DMA Architecture

DMA hardware is integral to most ARM SoC designs. They are extensively used for driving various peripheral controllers related to flash memory, LCD displays, USB, SD etc. Here we elaborate the functioning of a typical ARM SoC DMA controller and briefly delve into its internal mechanisms. The intent is to explain the underlying architecture of a typical DMA module and then eventually tie those elementary structural features to ARM’s PrimeCell® DMA Controller, which initially might come across as a more sophisticated hardware.

Direct memory access is simply meant to enable the processor to offload memory transfer operations. In this manner a system will be able to dedicate its valuable computational resources towards more apt alternate purposes. So, in fact we can state that a DMA controller is like a processor module which is capable of only executing load-store operations. While a full blown pipelined processor core possesses several other computational features and hence it should rarely be employed for rudimentary data transfers.

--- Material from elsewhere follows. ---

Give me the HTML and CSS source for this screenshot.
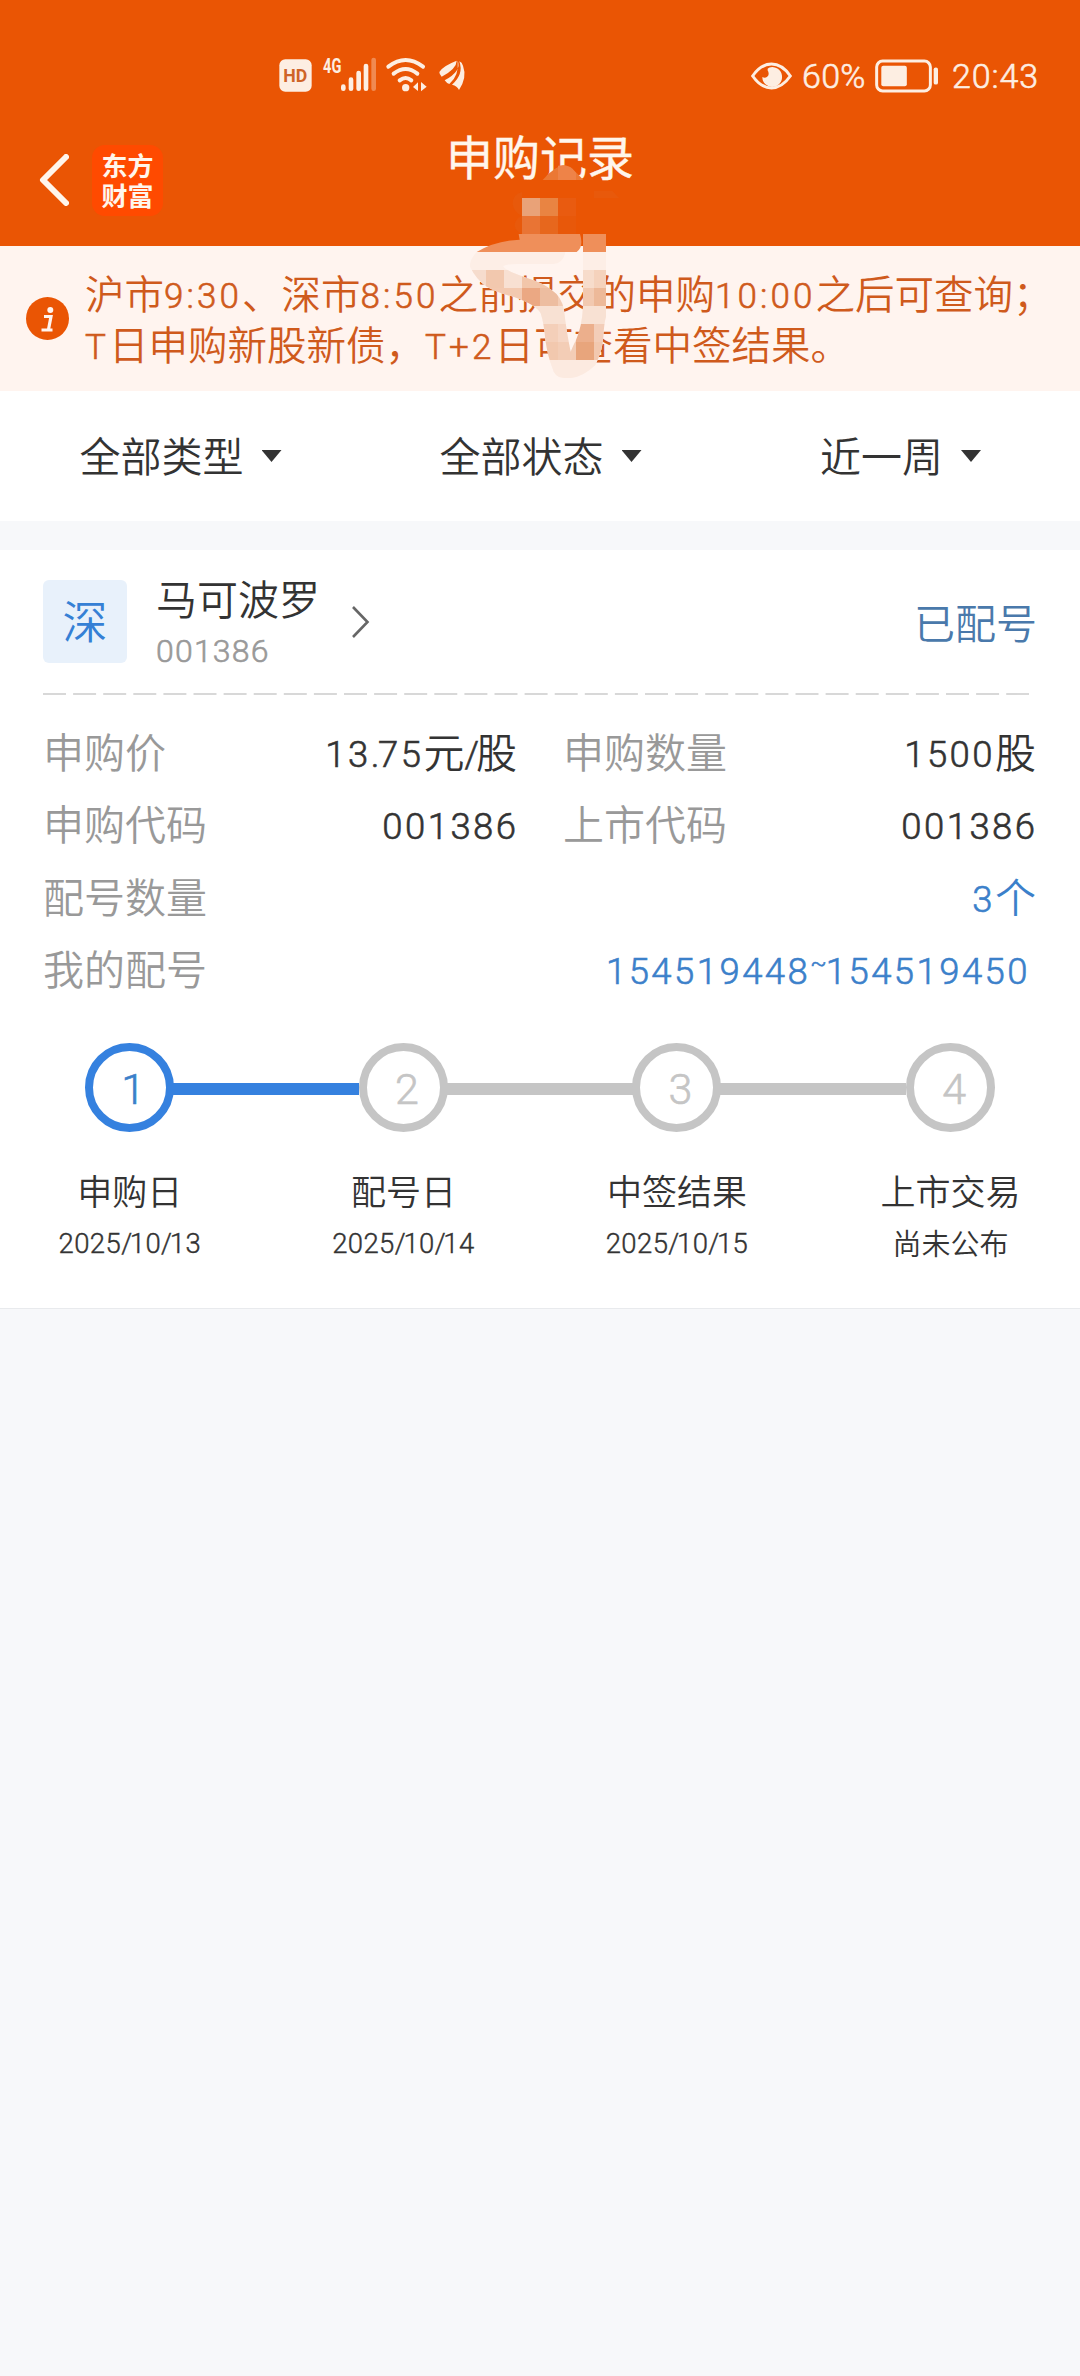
FILE: index.html
```html
<!DOCTYPE html>
<html lang="zh-CN">
<head>
<meta charset="utf-8">
<title>申购记录</title>
<link rel="stylesheet" href="styles.css">
</head>
<body>
<header class="header">
  <div class="status">
    <svg class="status-left" viewBox="0 0 690 210" width="230" height="70" fill="#fdeee2">
      <rect x="58" y="58" width="97" height="97" rx="18"/>
      <text class="hd" x="106" y="127" text-anchor="middle" textLength="72" lengthAdjust="spacingAndGlyphs">HD</text>
      <text class="net" x="189" y="98" textLength="55" lengthAdjust="spacingAndGlyphs">4G</text>
      <g stroke="#fdeee2" stroke-width="14" stroke-linecap="round">
        <path d="M250 140v6M273 119v27M296 99v47M318 78v68"/>
        <path d="M341 60v86" opacity=".35"/>
      </g>
      <g fill="none" stroke="#fdeee2" stroke-width="12" stroke-linecap="round">
        <path d="M385 80Q437 40 489 80"/><path d="M401 101Q437 73 472 101"/><path d="M419 121Q437 107 454 121"/>
      </g>
      <circle cx="437" cy="143" r="11"/>
      <path d="M459 141l15-14v26zM483 126l17 14-17 14z"/>
      <path d="M538 96Q548 78 590 62Q590 86 545 110Q538 104 538 96zM593 62Q606 92 554 121Q560 130 568 132Q598 106 593 62zM598 64Q612 103 576 134Q592 138 597 150Q622 112 609 77Q606 67 598 64z"/>
    </svg>
    <div class="status-right">
      <svg viewBox="0 0 124 84" width="41" height="28">
        <path d="M5 42Q30 6 62 6T119 42Q94 78 62 78T5 42z" fill="none" stroke="#fdeee2" stroke-width="9"/>
        <path d="M56 16A30 30 0 1 1 34 45Q42 49 48 45Q58 38 50 24Q49 18 56 16z" fill="#fdeee2"/>
      </svg>
      <span class="pct">60%</span>
      <svg class="battery" viewBox="0 0 190 102" width="63" height="34">
        <rect x="5" y="6" width="162" height="90" rx="18" fill="none" stroke="#fdeee2" stroke-width="9"/>
        <rect x="19" y="20" width="77" height="62" rx="6" fill="#fdeee2"/>
        <rect x="177" y="25" width="13" height="52" rx="6" fill="#fdeee2"/>
      </svg>
      <span class="clock">20:43</span>
    </div>
  </div>
  <nav class="nav">
    <div class="nav-left">
      <svg viewBox="0 0 30 52" width="30" height="52"><path d="M27 3L4 26L27 49" fill="none" stroke="#fff6ec" stroke-width="6" stroke-linecap="round" stroke-linejoin="round"/></svg>
      <div class="logo"><span>东方</span><span>财富</span></div>
    </div>
    <h1 class="title">申购记录</h1>
  </nav>
  <svg class="smudge" viewBox="0 0 720 810" width="240" height="270">
    <defs>
      <clipPath id="trail"><path d="M170 396Q148 420 150 440Q170 480 200 500Q230 517 282 531Q350 555 362 580Q372 610 376 660Q384 712 396 740Q404 774 432 774H452Q490 770 526 735Q548 690 550 650Q552 610 558 590V396H489V560Q486 620 468 660Q458 680 452 695Q440 640 432 570Q425 530 395 510Q370 490 330 477Q250 450 250 438Q262 431 300 432H400Q430 430 436 396Z"/></clipPath>
    </defs>
    <path d="M368 180H490Q450 136 432 136Q405 138 368 180z" fill="#eb7834"/>
    <path d="M414 137Q450 130 468 158V180H414z" fill="#ee8348"/>
    <path d="M306 216Q278 222 278 252Q282 278 306 288Q284 296 284 318Q288 336 306 342z" fill="#e8590b"/>
    <path d="M306 234h54v54h-54z" fill="#e9a278"/><path d="M360 234h54v54h-54z" fill="#e98442"/>
    <path d="M414 234h54v54h-54z" fill="#e95b10"/><path d="M306 288h54v54h-54z" fill="#e97434"/>
    <path d="M360 288h54v54h-54z" fill="#e7671d"/><path d="M414 288h54v54h-54z" fill="#e8580a"/>
    <path d="M522 212h54l22 22h-76z" fill="#e8590b"/>
    <path d="M170 396Q226 362 299 359L296 342H480Q492 380 470 396zM489 342H558V396H489z" fill="#ef8f5a"/>
    <g clip-path="url(#trail)">
      <path d="M144 396h414v378H144z" fill="#fdeee6"/>
      <path d="M144 450h54v54h-54z" fill="#f6dccd"/><path d="M198 450h54v54h-54z" fill="#f2c8ae"/><path d="M252 450h54v54h-54z" fill="#f8e0d2"/><path d="M306 450h108v54H306z" fill="#f2c6aa"/><path d="M489 450h33v54h-33z" fill="#f7dccb"/><path d="M522 450h36v54h-36z" fill="#f5d2bc"/>
      <path d="M198 504h108v54H198z" fill="#f3c9b0"/><path d="M306 504h54v54h-54z" fill="#eba883"/><path d="M360 504h54v54h-54z" fill="#edbda0"/><path d="M414 504h54v54h-54z" fill="#f3cdb6"/><path d="M480 504h42v54h-42z" fill="#f2c9b0"/><path d="M522 504h36v54h-36z" fill="#edb999"/>
      <path d="M340 558h218v54H340z" fill="#f8e1d3"/>
      <path d="M360 612h54v54h-54z" fill="#f4cfb9"/><path d="M414 612h54v54h-54z" fill="#f6d6c4"/><path d="M468 612h54v54h-54z" fill="#ecaf8c"/><path d="M522 612h36v54h-36z" fill="#f3cdb8"/>
      <path d="M360 666h54v54h-54z" fill="#f2c8ae"/><path d="M414 666h54v54h-54z" fill="#f3cdb6"/><path d="M468 666h54v54h-54z" fill="#e8a57c"/><path d="M522 666h36v54h-36z" fill="#f2c8af"/>
      <path d="M360 720h198v54H360z" fill="#fceae0"/>
    </g>
  </svg>
</header>

<section class="notice">
  <svg class="info" viewBox="0 0 43 43" width="43" height="43">
    <circle cx="21.500" cy="21.500" r="21.500" fill="#ea5504"/>
    <circle cx="24.300" cy="13" r="3" fill="#fff4ef"/>
    <path d="M18 19.500h7l-2.500 13M15.500 33h11" fill="none" stroke="#fff4ef" stroke-width="3.200"/>
  </svg>
  <p class="notice-text">沪市<span class="num">9:30</span>、深市<span class="num">8:50</span>之前提交的申购<span class="num">10:00</span>之后可查询；<br><span class="num">T</span>日申购新股新债，<span class="num">T+2</span>日可查看中签结果。</p>
</section>

<section class="filters">
  <div class="filter"><span>全部类型</span><i class="caret"></i></div>
  <div class="filter"><span>全部状态</span><i class="caret"></i></div>
  <div class="filter"><span>近一周</span><i class="caret"></i></div>
</section>

<main class="card">
  <div class="stock">
    <div class="market">深</div>
    <div class="stock-id">
      <div class="name">马可波罗</div>
      <div class="code">001386</div>
    </div>
    <svg class="chevron" viewBox="0 0 19 34" width="19" height="34"><path d="M2 2L16.500 17L2 32" fill="none" stroke="#666" stroke-width="2.600"/></svg>
    <div class="state">已配号</div>
  </div>
  <svg class="divider" width="986" height="2"><path d="M0 1H986" stroke="#ccc" stroke-width="1.500" stroke-dasharray="23 7.100"/></svg>
  <div class="rows">
    <div class="cell"><span class="label">申购价</span><span class="value"><span class="num">13<span class="dot">.</span>75</span>元<span class="num slash">/</span>股</span></div>
    <div class="cell"><span class="label">申购数量</span><span class="value"><span class="num">1500</span>股</span></div>
    <div class="cell"><span class="label">申购代码</span><span class="value"><span class="num end">001386</span></span></div>
    <div class="cell"><span class="label">上市代码</span><span class="value"><span class="num end">001386</span></span></div>
    <div class="cell wide"><span class="label">配号数量</span><span class="value link"><span class="num">3</span>个</span></div>
    <div class="cell wide"><span class="label">我的配号</span><span class="value link range"><span class="num">154519448<span class="tilde">~</span>154519450</span></span></div>
  </div>
  <ol class="steps">
    <li class="step active"><div class="track"><span class="ring">1</span></div><div class="step-name">申购日</div><div class="date">2025<span class="sep">/</span>10<span class="sep">/</span>13</div></li>
    <li class="step"><div class="track"><span class="ring">2</span></div><div class="step-name">配号日</div><div class="date">2025<span class="sep">/</span>10<span class="sep">/</span>14</div></li>
    <li class="step"><div class="track"><span class="ring">3</span></div><div class="step-name">中签结果</div><div class="date">2025<span class="sep">/</span>10<span class="sep">/</span>15</div></li>
    <li class="step"><div class="track"><span class="ring">4</span></div><div class="step-name">上市交易</div><div class="date cjk">尚未公布</div></li>
  </ol>
</main>
</body>
</html>
```
FILE: styles.css
```css
* { box-sizing: border-box; }
body {
  margin: 0;
  min-height: 2376px;
  background: #f7f8fa;
  color: #333;
  font-family: "Noto Sans CJK SC", sans-serif;
  font-weight: 350;
  font-size: 41px;
}
.num, .code, .date, .ring, .pct, .clock { font-family: Roboto, "Noto Sans CJK SC", sans-serif; font-weight: 350; -webkit-text-stroke: .6px currentColor; }
.num { font-size: 36.5px; line-height: 1; letter-spacing: 2.450px; vertical-align: 1.500px; }
.num.end { margin-right: -1.500px; }
.dot { letter-spacing: -1.300px; }
.slash { letter-spacing: -3px; }

.header { position: relative; height: 246px; background: #ea5504; }
.status { display: flex; justify-content: space-between; padding: 40px 41px 0 260px; height: 110px; }
.status-left { display: block; }
.hd { font: 700 56px Roboto, sans-serif; fill: #cf6428; }
.net { font: 700 58px Roboto, sans-serif; }
.status-right { display: flex; align-items: center; height: 71px; color: #fdeee2; font-size: 34px; line-height: 40px; }
.pct { margin-left: 10px; width: 67px; letter-spacing: .3px; }
.battery { margin-left: 6px; }
.clock { margin-left: 14px; width: 87px; letter-spacing: .9px; }
.nav { display: grid; grid-template-columns: 1fr auto 1fr; height: 136px; }
.nav-left { display: flex; align-items: center; gap: 23px; padding-left: 39px; height: 140px; }
.logo {
  display: flex; flex-direction: column; align-items: center; justify-content: center;
  width: 71px; height: 71px; border-radius: 13px; background: #ff4a00;
  color: #fff6ec; font-size: 26px; font-weight: 700; line-height: 30px;
}
.title { margin: 10px 0 0; height: 70px; line-height: 70px; font-size: 47px; font-weight: 400; color: #fff6ec; -webkit-text-stroke: .4px currentColor; }
.smudge { position: absolute; left: 420px; top: 120px; }

.notice { display: flex; gap: 16px; height: 145px; padding: 20px 0 0 26px; background: #fff4ef; color: #cf5a1c; }
.info { margin-top: 31px; }
.notice-text { margin: 0; font-size: 39.500px; line-height: 51px; white-space: nowrap; }
.notice .num { font-size: 35px; letter-spacing: 3.100px; }

.filters { display: grid; grid-template-columns: repeat(3, 1fr); height: 130px; background: #fff; }
.filter { display: flex; align-items: center; justify-content: center; gap: 18px; line-height: 126px; padding-left: 1px; }
.filter span { height: 130px; }
.caret { width: 20px; height: 12px; background: #333; clip-path: polygon(0 0, 100% 0, 50% 100%); }

.card { margin-top: 29px; height: 759px; padding: 30px 45px 0 43px; background: #fff; border-bottom: 1px solid #e8eaed; }
.stock { display: flex; height: 113px; }
.market { width: 84px; height: 83px; border-radius: 6px; background: #e8f1fb; color: #3580d5; font-size: 45px; line-height: 79px; text-align: center; }
.stock-id { margin-left: 29px; width: 161px; }
.name { height: 38px; line-height: 34px; white-space: nowrap; }
.code { margin-top: 14px; font-size: 32px; line-height: 38px; letter-spacing: 1.200px; color: #999; }
.chevron { margin: 25px 0 0 34px; }
.state { margin: 11px -2px 0 auto; height: 60px; line-height: 60px; color: #4a79ab; }
.divider { display: block; }
.rows { display: grid; grid-template-columns: 474px 473px; column-gap: 46px; grid-auto-rows: 72.400px; margin-top: 19px; margin-right: -2px; }
.cell { display: flex; justify-content: space-between; line-height: 72px; white-space: nowrap; }
.wide { grid-column: 1 / 3; }
.label { color: #999; }
.link { color: #3b80ca; }
.range { margin-right: 6px; }
.tilde { display: inline-block; width: 15.500px; font-size: 24px; line-height: 1; vertical-align: 13px; }

.steps { display: grid; grid-template-columns: repeat(4, 273.600px); margin: 39px 0 0 -50px; padding: 0; list-style: none; text-align: center; }
.track { position: relative; display: flex; justify-content: center; height: 89px; }
.ring { width: 89px; height: 89px; border: 8.500px solid #c5c5c5; border-radius: 50%; padding-left: 7px; line-height: 76px; font-size: 43px; color: #c5c5c5; }
.step:not(:last-child) .track::after { content: ""; position: absolute; left: 180px; top: 40px; width: 186px; height: 12px; background: #c5c5c5; }
.active .ring { border-color: #3581df; color: #3b7fca; }
.step.active .track::after { background: #3581df; }
.step-name { margin-top: 38px; height: 40px; line-height: 40px; font-size: 35px; }
.date { margin-top: 14px; height: 40px; line-height: 40px; font-size: 27.500px; letter-spacing: .4px; -webkit-text-stroke-width: .4px; }
.sep { letter-spacing: -2.300px; }
.date.cjk { font-family: "Noto Sans CJK SC", sans-serif; font-size: 29px; line-height: 36px; letter-spacing: 0; -webkit-text-stroke-width: 0; }
```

Eventually DMA is about transferring data across different hardware modules. Depending on the use case, the DMA source and destination might vary. And depending on the hardware the specifics of the bus protocol employed for load-store also varies. But just like a processor core, a DMA controller core will also be compatible with the hardware bus protocol features related to burst mode, flow control etc. Otherwise it simply won’t be able to move data around.


Fig 1 : DMA v/s Processor


So, a DMA controller should be simply interpreted as a form of rudimentary logical block meant to implement data transfers. Similar to a processor core, this IP block also plugs into the larger data bus matrix involving SRAM and other peripherals. While a processor executes its object code from instruction memory, a DMA controller executes its operations by loading transfer configurations from a RAM memory segment. Such a configuration is usually termed as a descriptor. This recognizable structure would essentially describe all the details regarding the source/destination, burst size, length of the transfer etc. Eventually, such a configuration table would have to be loaded into the RAM by the DMA driver software running on the main processor. And usually the memory location of this descriptor table would be communicated to the DMA controller via some shared register.

Fig 2 : Descriptor

DMA controller is eventually a co-processor assisting the main core software with various complex use cases involving heavy data transfers. For example, populating an LCD image bitmap or transferring contents to an SD card are all DMA intensive features. Such a controller would usually support multiple DMA channels enabling simultaneous transfers. In this particular case, a DMA controller with more than two channels should be able to simultaneously drive an LCD and an SD Card.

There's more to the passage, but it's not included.